Jesus, we read, breathes on the disciples. To us this sounds odd – even impolite. To those Jews who wrote and first read these texts, this was a sign. For in Hebrew and in Greek the words for breath also mean wind and spirit. God’s spirit-wind-breath is first pictured hovering over the chaotic waters of creation. When the first formed human lay completely lifeless, God breaths spirit into its nose and it becomes a living being. When the hopes of Israel in exile were cut off, the people a dead people, Ezekiel is commanded to call to the breath, and the breath came rushing from the four winds and raised the slain of Israel to new life and new hope. In Acts the wind blows into Jerusalem, and Jews from all over creation are gathered together and brought to life.

Jesus breathes this spirit-wind of God into the disciples who are hiding behind closed doors. It is a replay of Ezekiel’s vision of the valley of dry bones. It is a replay of Adam and creation. It is a promise of new life and new hope for a people who stood among the ashes and ruin of Jerusalem and its Temple when these texts of ours were written.
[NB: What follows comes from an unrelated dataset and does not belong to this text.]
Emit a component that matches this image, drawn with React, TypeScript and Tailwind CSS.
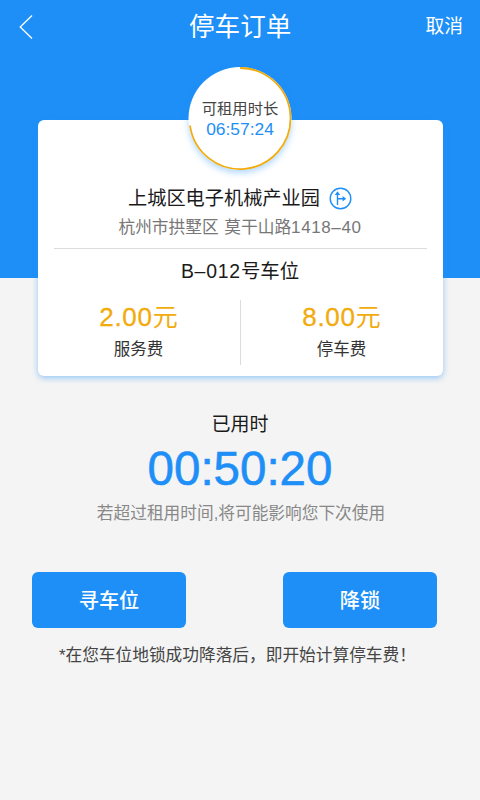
const Header = () => {
  return (
    <header className="flex h-[54px] items-center justify-between pl-[19px] pr-[17px] text-white">
      <svg className="h-[26px] w-[36px]" viewBox="0 0 36 26" fill="none" stroke="currentColor" strokeWidth="1.3">
        <path d="M13 1.5 1.2 13 13 24.5" />
      </svg>
      <h1 className="text-[25.6px] leading-[54px]">停车订单</h1>
      <button className="text-[18.8px] leading-[54px]">取消</button>
    </header>
  )
}

const RentRing = () => {
  return (
    <div className="absolute left-1/2 top-[-53px] h-[103px] w-[103px] -translate-x-1/2 rounded-full bg-white shadow-[0_3px_6px_rgba(30,143,247,0.35)]">
      <svg className="absolute inset-0" width="103" height="103" viewBox="0 0 103 103" fill="none">
        <path d="M51.5 1A50.5 50.5 0 1 1 1.5 58.5" stroke="#f2ab0d" strokeWidth="1.8" />
      </svg>
      <div className="relative flex flex-col items-center pt-[31px]">
        <span className="text-[15.3px] leading-[21px] text-[#444]">可租用时长</span>
        <span className="text-[17.4px] leading-5 text-[#1e8ff7]">06:57:24</span>
      </div>
    </div>
  )
}

const Fee = ({ amount, label }: { amount: string; label: string }) => {
  return (
    <div className="flex w-[202px] flex-col items-center">
      <span className="text-[25px] leading-[34px] text-[#f2ab0d]">
        <span className="text-[26px] tracking-[0.7px] [-webkit-text-stroke:0.3px_#f2ab0d]">{amount}</span>元
      </span>
      <span className="mt-px text-[16.5px] leading-7 text-[#333]">{label}</span>
    </div>
  )
}

const OrderCard = () => {
  return (
    <section className="relative mx-auto mt-[66px] h-[256px] w-[405px] rounded-md bg-white px-4 pt-[65px] shadow-[0_2px_6px_rgba(30,143,247,0.45)]">
      <RentRing />
      <div className="flex h-7 items-center justify-center gap-2 text-[19.2px] text-[#1a1a1a]">
        <span>上城区电子机械产业园</span>
        <svg className="relative -top-px" width="24" height="24" viewBox="0 0 24 24" fill="none" stroke="#1e8ff7" strokeWidth="1.4">
          <circle cx="12.5" cy="12.5" r="10.3" />
          <path d="M9.5 19V7M9.5 12.8h6" />
          <path d="M9.5 5.2 6.8 9h5.4zM18.2 12.8l-3.6-2.7v5.4z" fill="#1e8ff7" stroke="none" />
        </svg>
      </div>
      <p className="h-[30px] text-center text-[16.7px] leading-[30px] text-[#777]">
        杭州市拱墅区<span className="text-[17px] tracking-[1px]"> </span>莫干山路
        <span className="text-[17px] tracking-[0.6px]">1418–40</span>
      </p>
      <div className="mt-[5px] border-t border-[#dcdcdc]" />
      <p className="h-[45px] text-center text-[19.4px] leading-[45px] text-[#1a1a1a]">
        <span className="tracking-[0.8px]">B–012</span>号车位
      </p>
      <div className="-mx-4 mt-[6px] flex h-[65px]">
        <Fee amount="2.00" label="服务费" />
        <div className="w-px bg-[#dcdcdc]" />
        <Fee amount="8.00" label="停车费" />
      </div>
    </section>
  )
}

const App = () => {
  return (
    <main className="h-[800px] w-[480px] overflow-hidden bg-[#f4f4f4] font-['Liberation_Sans','Noto_Sans_CJK_SC',sans-serif]">
      <div className="h-[278px] bg-[#1e8ff7]">
        <Header />
        <OrderCard />
      </div>

      <section className="flex flex-col items-center pt-[133px]">
        <span className="text-[19px] leading-7 text-[#1a1a1a]">已用时</span>
        <span className="mt-[3px] text-[47.5px] leading-[54px] text-[#1e8ff7] [-webkit-text-stroke:0.6px_#1e8ff7]">
          00:50:20
        </span>
        <span className="mt-1 ml-0.5 text-[16.7px] leading-7 text-[#888]">若超过租用时间,将可能影响您下次使用</span>
      </section>

      <div className="mt-11 flex justify-between pl-8 pr-[43px]">
        <button className="h-14 w-[154px] rounded-md bg-[#1e8ff7] pt-0.5 text-[20.2px] font-medium text-white">寻车位</button>
        <button className="h-14 w-[154px] rounded-md bg-[#1e8ff7] pt-0.5 text-[20.2px] font-medium text-white">降锁</button>
      </div>
      <p className="mt-3.5 pl-[59px] text-[16.7px] leading-7 text-[#444]">*在您车位地锁成功降落后，即开始计算停车费！</p>
    </main>
  )
}

export default App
The day I stood among the ruins of Dachau eleven years ago it was cold. The wind blew rain and snow alternately through the air. I wandered the acres of the camp alone, in silence. In the ruins of the crematoria I heard a voice calling to me, the wind whistling, a lone figure across the acres of cold stones and abandoned buildings gestured to me – began calling to me. I recalled the legend of the bat qol. In words alternating from German to English and back to German, he tried to tell me his story. He had been in Dachau as a young man for trying to help Jewish children. He is still there today. He too was trying to hear the voice on the wind and understand the bat qol. He reached into a bag and pressed a pamphlet in my hand and said, “This is for peace.” Then the wind blew him away just as it had brought us together for that fleeting moment frozen in time. Then it was silent again.

Perhaps the question for Christians on a day such as this is can we sit still enough, silently enough, to hear the bat qol? Are we yet ready to see both the truths and the untruths of our tradition – untruths that have resulted in unspeakable acts against the very people of God Jesus brought into our lives? Can we find new life and new hope among the ashes? Amen.